First, it announces that the MDL court got it wrong. The MDL court issued a blanket order authorizing the contemporaneous transmission testimony. Yet the Advisory Committee notes to FRCP 43(a), which addresses trial testimony in open court, say that video trial depositions are preferred to contemporaneous transmission testimony and, as in every drug or device mass tort, plaintiffs have already taken trial-ready video depositions of the company witnesses and those videos are available to be played to the jury at trial. Also, the MDL court analyzed no individual facts or circumstances of specific witnesses before issuing its blanket order, even though FRCP 43(a) authorizes courts to accept contemporaneous transmission testimony only for “good cause in compelling circumstances.” The court also ignored FRCP 45’s 100-mile rule, instead twisting it to require potential witnesses across the country to go to a courthouse within 100 miles of them to testify by satellite. Requiring company witnesses to testify live (and prepare), trial after trial, will burden witnesses and, in the end, it will pressure the defendants. It’s meaningful that there is now a concurrence stating that the MDL court misapplied the federal rules.

Second, and more interesting, the concurrence could elicit practical responses from the MDL court. For instance, will it take the hint and vacate its order? That certainly seems advisable—or, at least, it is advisable to reconsider it. Also, while a “mode of testimony” issue is not an easy issue to tee-up in a post-trial appeal, the Fifth Circuit may be more willing in this instance to take it up—or, at least, speak on it—given that it already signaled to the MDL court its importance.

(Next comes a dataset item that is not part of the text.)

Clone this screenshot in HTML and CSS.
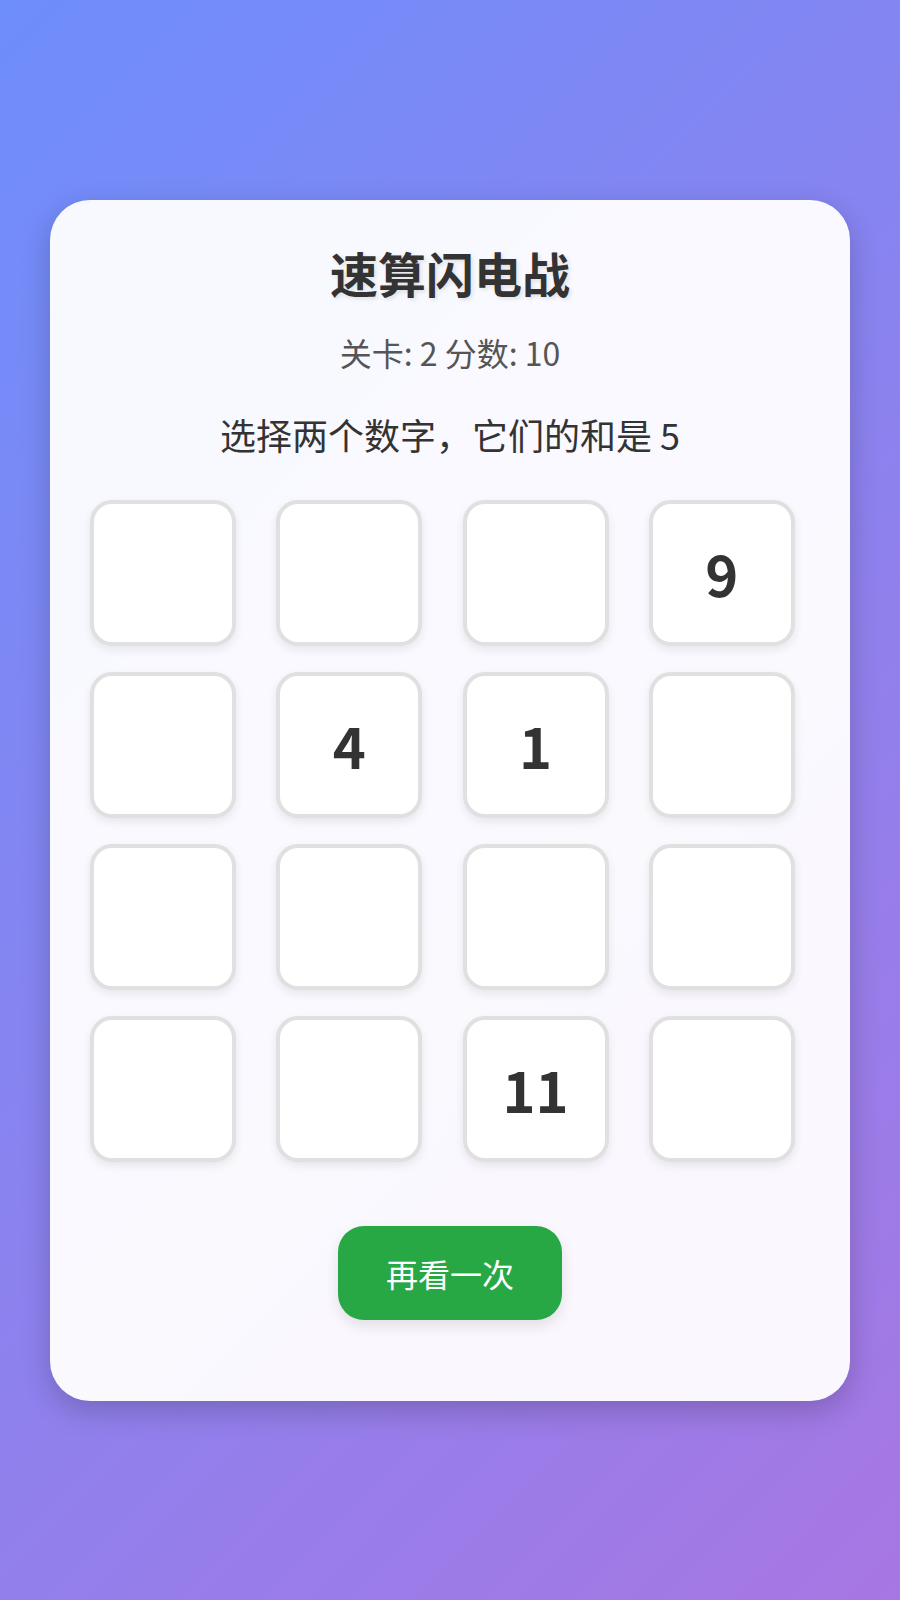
FILE: index.html
```html
<!DOCTYPE html>
<html lang="zh-CN">
<head>
  <meta charset="UTF-8">
  <title>速算闪电战</title>
  <link rel="stylesheet" href="styles.css">
</head>
<body>
  <div class="game-card">
    <h1 class="game-title">速算闪电战</h1>
    <div class="game-stats">关卡: 2 分数: 10</div>
    <div class="game-prompt">选择两个数字，它们的和是 5</div>

    <div class="number-grid">
      <div class="number-cell"></div>
      <div class="number-cell"></div>
      <div class="number-cell"></div>
      <div class="number-cell">9</div>

      <div class="number-cell"></div>
      <div class="number-cell">4</div>
      <div class="number-cell">1</div>
      <div class="number-cell"></div>

      <div class="number-cell"></div>
      <div class="number-cell"></div>
      <div class="number-cell"></div>
      <div class="number-cell"></div>

      <div class="number-cell"></div>
      <div class="number-cell"></div>
      <div class="number-cell">11</div>
      <div class="number-cell"></div>
    </div>

    <div class="actions">
      <button class="replay-button">再看一次</button>
    </div>
  </div>
</body>
</html>
```

FILE: styles.css
```css
:root {
  --text-color: #333333;
  --muted-color: #555555;
  --cell-border: #e0e0e0;
  --button-color: #28a745;
}

html, body {
  margin: 0;
  padding: 0;
}

body {
  font-family: "Noto Sans CJK SC", "Noto Sans", sans-serif;
  min-height: 100vh;
  display: flex;
  align-items: center;
  justify-content: center;
  background: linear-gradient(135deg, #6e8efb, #a777e3);
  color: var(--text-color);
}

.game-card {
  width: 800px;
  box-sizing: border-box;
  padding: 40px;
  background-color: rgba(255, 255, 255, 0.95);
  border-radius: 40px;
  box-shadow: 0 10px 30px rgba(0, 0, 0, 0.2);
  text-align: center;
}

.game-title {
  margin: 0 0 25px;
  font-size: 48px;
  line-height: 64px;
  font-weight: 700;
  color: var(--text-color);
  text-shadow: 2px 2px 4px rgba(0, 0, 0, 0.1);
}

.game-stats {
  font-size: 32px;
  line-height: 46px;
  color: var(--muted-color);
  margin-bottom: 33px;
}

.game-prompt {
  font-size: 36px;
  line-height: 52px;
  color: var(--text-color);
  margin-bottom: 40px;
}

.number-grid {
  display: grid;
  grid-template-columns: repeat(4, 1fr);
  column-gap: 25px;
  row-gap: 26px;
}

.number-cell {
  width: 146px;
  height: 146px;
  box-sizing: border-box;
  display: flex;
  align-items: center;
  justify-content: center;
  background-color: #ffffff;
  border: 4px solid var(--cell-border);
  border-radius: 22px;
  box-shadow: 0 4px 10px rgba(0, 0, 0, 0.08);
  font-size: 56px;
  font-weight: 700;
  color: var(--text-color);
}

.actions {
  margin: 64px 0 41px;
  display: flex;
  justify-content: center;
}

.replay-button {
  font-family: inherit;
  font-size: 32px;
  line-height: 46px;
  padding: 24px 48px;
  border: none;
  border-radius: 26px;
  background-color: var(--button-color);
  color: #ffffff;
  box-shadow: 0 6px 14px rgba(0, 0, 0, 0.1);
  cursor: pointer;
}
```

Additionally, the appeal of the second bellwether trial will be heard soon enough by the Fifth Circuit, and that will involve the many controversial evidentiary and procedural rulings made during that trial by the MDL court. With that on the horizon and with the language of Judge Jolly’s concurrence yesterday, will the MDL court now alter its approach to those same evidentiary and procedural rulings at the third bellwether trial, which starts on October 3? Again, there is reason to do so. The gaze of the Fifth Circuit is now firmly fixed on this MDL and this bellwether trial. The defendants have made sure of it. And it all starts Monday.